When I moved to the Chicago suburbs, which stretch from Wisconsin to Indiana, I found myself driving even farther and it felt no less ridiculous. But once again, I’ve been able to retire my car for the winter, a key element of my fantasy life, how I define “adulthood.” I managed to land a new job while we were moving downtown, which put me right at the hub of Chicago’s Metra lines. It’s this convenience that allows me to ignore, on a daily basis, that I now commute to a far suburban branch of a publishing conglomerate whose global headquarters are in a skyscraper visible from my bedroom window.
Spend a few weeks commuting by train and it becomes not a place, but a time, and with it comes the challenge of how best to fill that time. I’ll write, I’d said, when first faced with the prospect, but it’s difficult to write about cars when I’m not driving them. They’ve become pretty objects, which they always were, but my detachment still takes me by surprise. On foot, I quickly maneuver through pedestrians, and it’s as much as an art form as a few hot laps on the track; I congratulate myself on darting successfully through traffic without splashing my coffee. I still smile when my feet hit the apexes of the shadow cast on the pavement by Sears Tower, an accomplishment that means nothing and won’t bring me Facebook accolades, but brings a rhythm to my stride.
I’m always in a hurry, always in a damn near state of panic. Once I’ve made it to the train, though, I’m captive; nothing I can do will influence its course or speed. And much of the displeasure of an obligatory daily drive is no longer a factor, no more struggling to get one spot ahead in the traffic jam, and thus my life is simplified.
I can sleep on the train if I’d like, and I have. As a conductor once commented as I rubbed my eyes and stretched after a nap, it isn’t particularly refreshing sleep, but sometimes it’s better than struggling to stay awake. “I sleep on my break sometimes,” the conductor said, watching with interest as I adjusted my scrunched-up clothing. “I never feel any better after, though.”
It’s better than falling asleep behind the wheel, and I’d rather spill coffee on the train’s metal floor and pleather seats than on my beloved cloth Recaros. At night, I know it’s time to stretch and rise from my seat as we approach the bend of the Chicago River, the Merchandise Mart and the Tribune building sprinkling light over the water, as peaceful a view of the city as I’ve ever seen.
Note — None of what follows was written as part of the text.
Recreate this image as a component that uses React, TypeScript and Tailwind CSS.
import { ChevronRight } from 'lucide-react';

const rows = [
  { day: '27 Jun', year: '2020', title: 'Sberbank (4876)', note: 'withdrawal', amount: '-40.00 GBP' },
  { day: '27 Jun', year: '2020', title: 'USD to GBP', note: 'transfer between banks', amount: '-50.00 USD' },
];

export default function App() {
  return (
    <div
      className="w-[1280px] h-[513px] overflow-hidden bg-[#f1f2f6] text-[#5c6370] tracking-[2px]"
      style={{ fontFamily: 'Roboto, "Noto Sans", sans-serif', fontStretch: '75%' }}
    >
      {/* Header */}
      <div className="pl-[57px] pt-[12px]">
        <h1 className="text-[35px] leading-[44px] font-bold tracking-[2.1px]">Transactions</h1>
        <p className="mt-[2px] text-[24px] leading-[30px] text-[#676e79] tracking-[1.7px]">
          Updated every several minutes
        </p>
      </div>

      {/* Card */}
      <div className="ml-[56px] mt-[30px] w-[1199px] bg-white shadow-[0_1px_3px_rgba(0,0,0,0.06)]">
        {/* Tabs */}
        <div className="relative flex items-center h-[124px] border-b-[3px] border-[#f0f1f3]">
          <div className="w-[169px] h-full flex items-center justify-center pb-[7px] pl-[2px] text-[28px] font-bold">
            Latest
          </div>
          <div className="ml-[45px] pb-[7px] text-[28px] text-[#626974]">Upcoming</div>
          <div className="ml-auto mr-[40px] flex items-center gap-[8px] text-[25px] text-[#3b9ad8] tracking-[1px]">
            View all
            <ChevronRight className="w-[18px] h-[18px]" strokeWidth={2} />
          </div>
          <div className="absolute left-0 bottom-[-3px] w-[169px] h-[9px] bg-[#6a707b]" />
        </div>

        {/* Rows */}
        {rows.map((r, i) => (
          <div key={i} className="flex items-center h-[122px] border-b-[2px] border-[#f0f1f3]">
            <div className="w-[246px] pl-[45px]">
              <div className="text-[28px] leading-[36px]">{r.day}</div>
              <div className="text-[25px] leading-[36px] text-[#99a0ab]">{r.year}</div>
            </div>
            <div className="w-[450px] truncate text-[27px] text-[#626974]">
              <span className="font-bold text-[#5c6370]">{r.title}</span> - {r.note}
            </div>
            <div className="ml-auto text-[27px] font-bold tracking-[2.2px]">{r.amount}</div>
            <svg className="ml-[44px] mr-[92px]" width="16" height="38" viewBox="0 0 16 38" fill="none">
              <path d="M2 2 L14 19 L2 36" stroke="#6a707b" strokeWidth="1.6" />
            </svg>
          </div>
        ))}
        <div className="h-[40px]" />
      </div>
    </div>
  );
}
I can drink on the train if I’d like, and I think I’ll start on Friday evening. It’s about the one public place I can think of where I won’t look creepy drinking alone. (I’ve observed others’ drinking behavior for weeks before arriving at this conclusion. The train has a code of etiquette all its own).
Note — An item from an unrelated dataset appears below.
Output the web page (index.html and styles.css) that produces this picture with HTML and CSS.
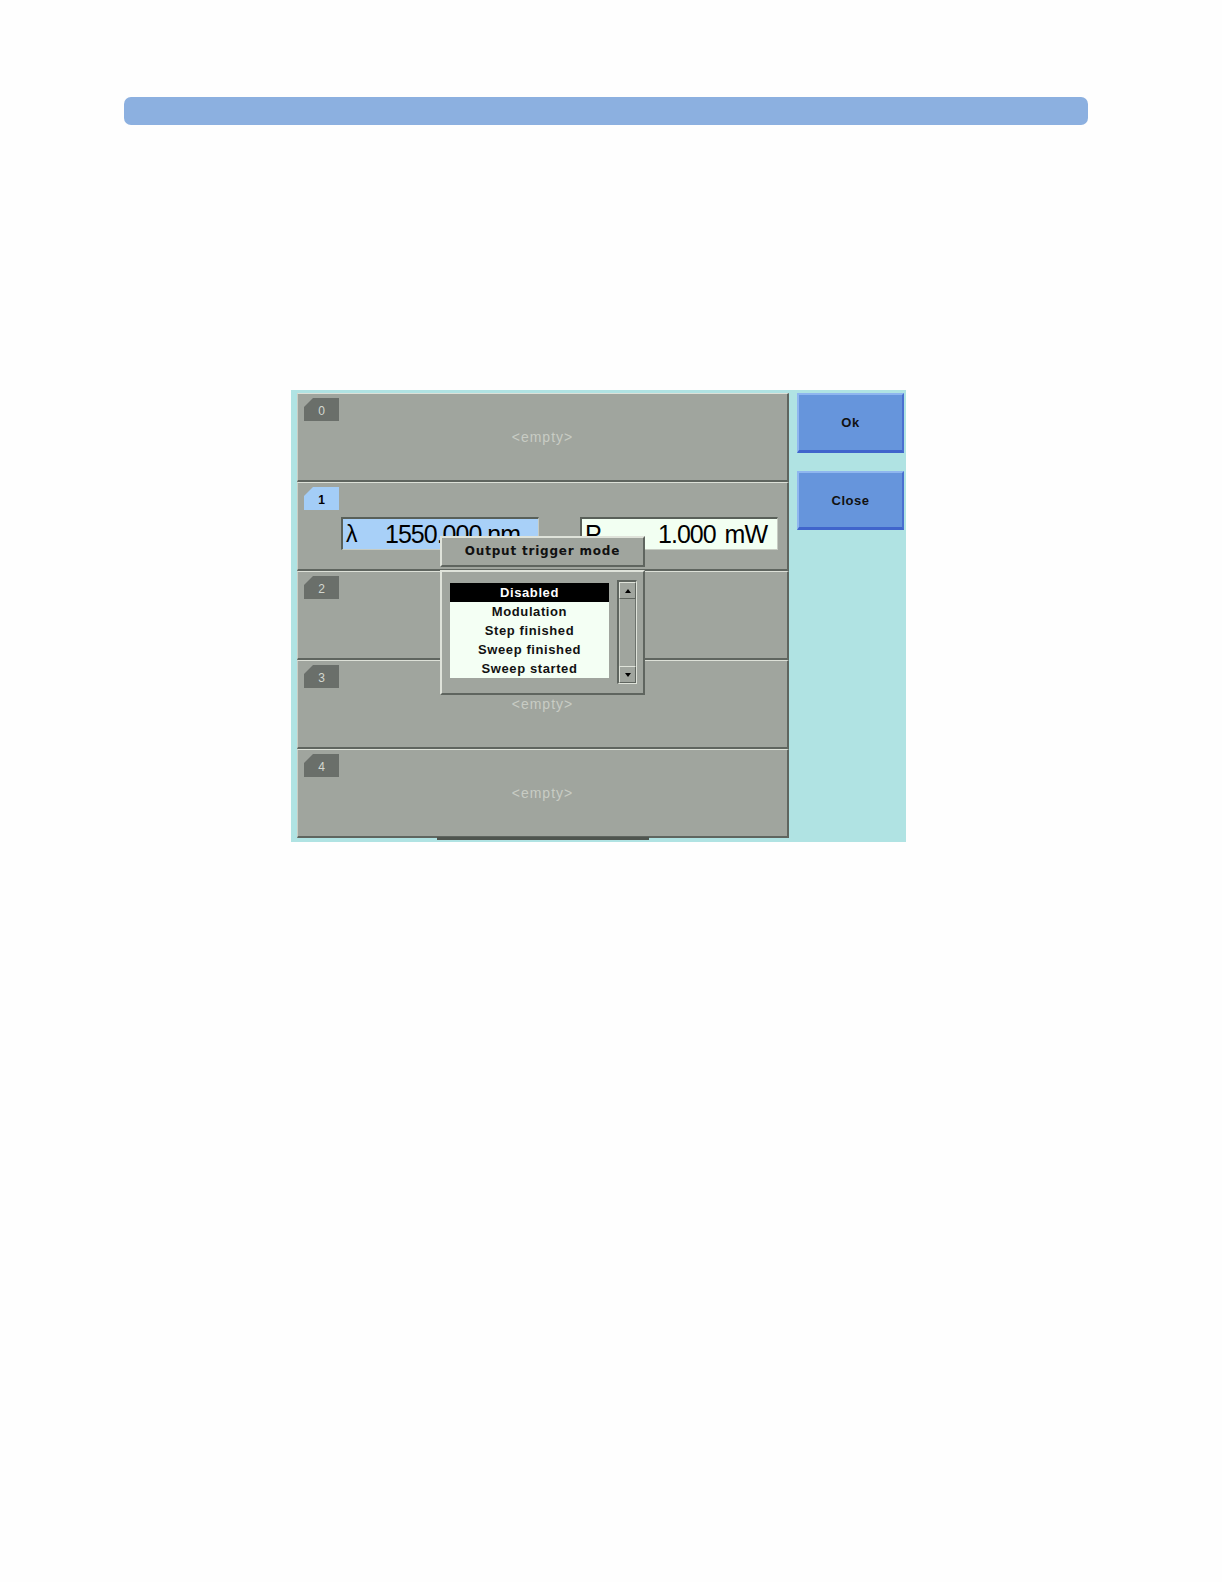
FILE: index.html
```html
<!DOCTYPE html>
<html lang="en">
<head>
  <meta charset="UTF-8">
  <title>Output trigger mode</title>
  <link rel="stylesheet" href="styles.css">
</head>
<body>
  <div class="top-bar"></div>

  <div class="screen">
    <div class="slots">
      <div class="slot">
        <div class="slot-tab">0</div>
        <div class="slot-empty">&lt;empty&gt;</div>
      </div>
      <div class="slot">
        <div class="slot-tab active">1</div>
        <div class="slot-fields">
          <div class="field wavelength">
            <span class="field-label">&lambda;</span>
            <span class="field-value">1550.000 nm</span>
          </div>
          <div class="field power">
            <span class="field-label">P</span>
            <span class="field-value">1.000 mW</span>
          </div>
        </div>
      </div>
      <div class="slot">
        <div class="slot-tab">2</div>
      </div>
      <div class="slot">
        <div class="slot-tab">3</div>
        <div class="slot-empty">&lt;empty&gt;</div>
      </div>
      <div class="slot">
        <div class="slot-tab">4</div>
        <div class="slot-empty">&lt;empty&gt;</div>
      </div>

      <div id="trigger-popup">
        <div class="popup-title">Output trigger mode</div>
        <div class="popup-body">
          <ul class="popup-list">
            <li class="selected">Disabled</li>
            <li>Modulation</li>
            <li>Step finished</li>
            <li>Sweep finished</li>
            <li>Sweep started</li>
          </ul>
          <div class="scrollbar">
            <div class="scroll-btn"><span class="arrow-up"></span></div>
            <div class="scroll-track"></div>
            <div class="scroll-btn"><span class="arrow-down"></span></div>
          </div>
        </div>
      </div>
    </div>

    <div class="side-buttons">
      <button class="soft-btn ok-btn">Ok</button>
      <button class="soft-btn">Close</button>
    </div>
  </div>
</body>
</html>
```

FILE: styles.css
```css
body {
  margin: 0;
  background-color: #fefefe;
  font-family: "Liberation Sans", Arial, sans-serif;
}

.top-bar {
  margin: 97px 0 0 124px;
  width: 964px;
  height: 28px;
  border-radius: 7px;
  background-color: #8cb0e0;
}

.screen {
  margin: 265px 0 0 291px;
  width: 615px;
  height: 452px;
  box-sizing: border-box;
  padding: 3px 0 4px 6px;
  display: flex;
  background-color: #b0e3e3;
}

.slots {
  position: relative;
  width: 492px;
  display: flex;
  flex-direction: column;
}

.slot {
  height: 89px;
  box-sizing: border-box;
  padding: 4px 0 0 6px;
  background-color: #a0a59e;
  border-top: 1px solid #dde1d8;
  border-left: 1px solid #c9cdc4;
  border-bottom: 2px solid #5f655f;
  border-right: 2px solid #5f655f;
}

.slot-tab {
  width: 35px;
  height: 23px;
  background-color: #6a6f6a;
  clip-path: polygon(9px 0, 100% 0, 100% 100%, 0 100%, 0 9px);
  color: #d4d8d0;
  font-size: 12px;
  line-height: 27px;
  text-align: center;
}

.slot-tab.active {
  background-color: #a3cdf7;
  color: #000;
  font-weight: bold;
}

.slot-empty {
  margin: 8px 0 0 -6px;
  text-align: center;
  color: #c8ccc4;
  font-size: 14px;
  letter-spacing: 1px;
}

.slot-fields {
  display: flex;
  gap: 41px;
  margin: 7px 0 0 37px;
}

.field {
  width: 198px;
  height: 33px;
  box-sizing: border-box;
  display: flex;
  justify-content: space-between;
  align-items: center;
  padding: 0 10px 0 3px;
  border-top: 2px solid #596059;
  border-left: 2px solid #596059;
  border-bottom: 1px solid #c6cbc2;
  border-right: 1px solid #c6cbc2;
  font-size: 25px;
  letter-spacing: -1px;
  color: #000;
}

.wavelength {
  background-color: #a8d0f8;
  padding-right: 18px;
}

.wavelength .field-label {
  font-size: 23px;
}

.power {
  background-color: #f2fff2;
}

.power .field-value {
  word-spacing: 3px;
}

#trigger-popup {
  position: absolute;
  left: 143px;
  top: 143px;
  width: 205px;
  display: flex;
  flex-direction: column;
  gap: 3px;
}

.popup-title,
.popup-body {
  box-sizing: border-box;
  background-color: #a0a59e;
  border-top: 2px solid #dfe3da;
  border-left: 2px solid #dfe3da;
  border-bottom: 2px solid #5f655f;
  border-right: 2px solid #5f655f;
}

.popup-title {
  height: 31px;
  text-align: center;
  font-family: "DejaVu Sans", sans-serif;
  font-weight: bold;
  font-size: 12px;
  letter-spacing: 0.8px;
  line-height: 27px;
  color: #111;
}

.popup-body {
  height: 125px;
  display: flex;
  align-items: flex-start;
  gap: 8px;
  padding: 8px 0 0 8px;
}

.popup-list {
  margin: 3px 0 0;
  padding: 0;
  list-style: none;
  width: 159px;
  background-color: #f4fff4;
}

.popup-list li {
  height: 19px;
  line-height: 19px;
  text-align: center;
  font-weight: bold;
  font-size: 13px;
  letter-spacing: 0.6px;
  color: #111;
}

.popup-list li.selected {
  background-color: #000;
  color: #fff;
}

.scrollbar {
  width: 20px;
  height: 104px;
  box-sizing: border-box;
  display: flex;
  flex-direction: column;
  border-top: 2px solid #5f655f;
  border-left: 2px solid #5f655f;
  border-bottom: 1px solid #dfe3da;
  border-right: 1px solid #dfe3da;
}

.scroll-btn {
  height: 17px;
  box-sizing: border-box;
  display: flex;
  align-items: center;
  justify-content: center;
  border-top: 1px solid #dfe3da;
  border-left: 1px solid #dfe3da;
  border-bottom: 1px solid #5f655f;
  border-right: 1px solid #5f655f;
}

.scroll-track {
  flex: 1;
  border-left: 1px solid #c8ccc4;
  border-right: 1px solid #6d736d;
}

.arrow-up,
.arrow-down {
  width: 0;
  height: 0;
  border-left: 3px solid transparent;
  border-right: 3px solid transparent;
}

.arrow-up {
  border-bottom: 4px solid #000;
}

.arrow-down {
  border-top: 4px solid #000;
}

.slots::after {
  content: "";
  position: absolute;
  left: 140px;
  bottom: -2px;
  width: 212px;
  height: 3px;
  background-color: #4f554f;
}

.side-buttons {
  display: flex;
  flex-direction: column;
  gap: 18px;
  padding-left: 8px;
}

.soft-btn {
  width: 107px;
  height: 59px;
  box-sizing: border-box;
  background-color: #6695dc;
  border-top: 2px solid #8fb6ef;
  border-left: 2px solid #8fb6ef;
  border-bottom: 3px solid #4065cc;
  border-right: 2px solid #4a6fd0;
  font-family: "Liberation Sans", Arial, sans-serif;
  font-weight: bold;
  font-size: 13px;
  letter-spacing: 0.5px;
  color: #111;
  padding: 0;
}

.ok-btn {
  height: 60px;
}
```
So what, then, of this privilege, the choice to drive or not to drive? I’m struggling with it in a way I was too naive to fear. I’ve recently realized (though I suspect I’ve always known) when it comes to it, if I don’t have a reason to drive, I simply won’t. I don’t know how to reclaim that joy other than to simply stride forward before paranoia (of what, I’m not sure) can take hold. I won’t choose a jammed tollway. It’ll be the deserted Loop after the office workers go home, the subterranean echo boom of Lower Wacker along the river, or Lake Shore Drive by moonlight. Unrushed. Agenda free. It’s time to pull the GTI out, at least once more, before the snow blows in. I love her, after all.
The epitome of auto bliss, I’ve come to think, is having your car clean and ready to go whenever you want it. Routine maintenance sessions few and far between. Weekends in the garage an elective, not an essential. The best perspective for a car enthusiast is that from a railway bridge, gliding over a freeway traffic jam.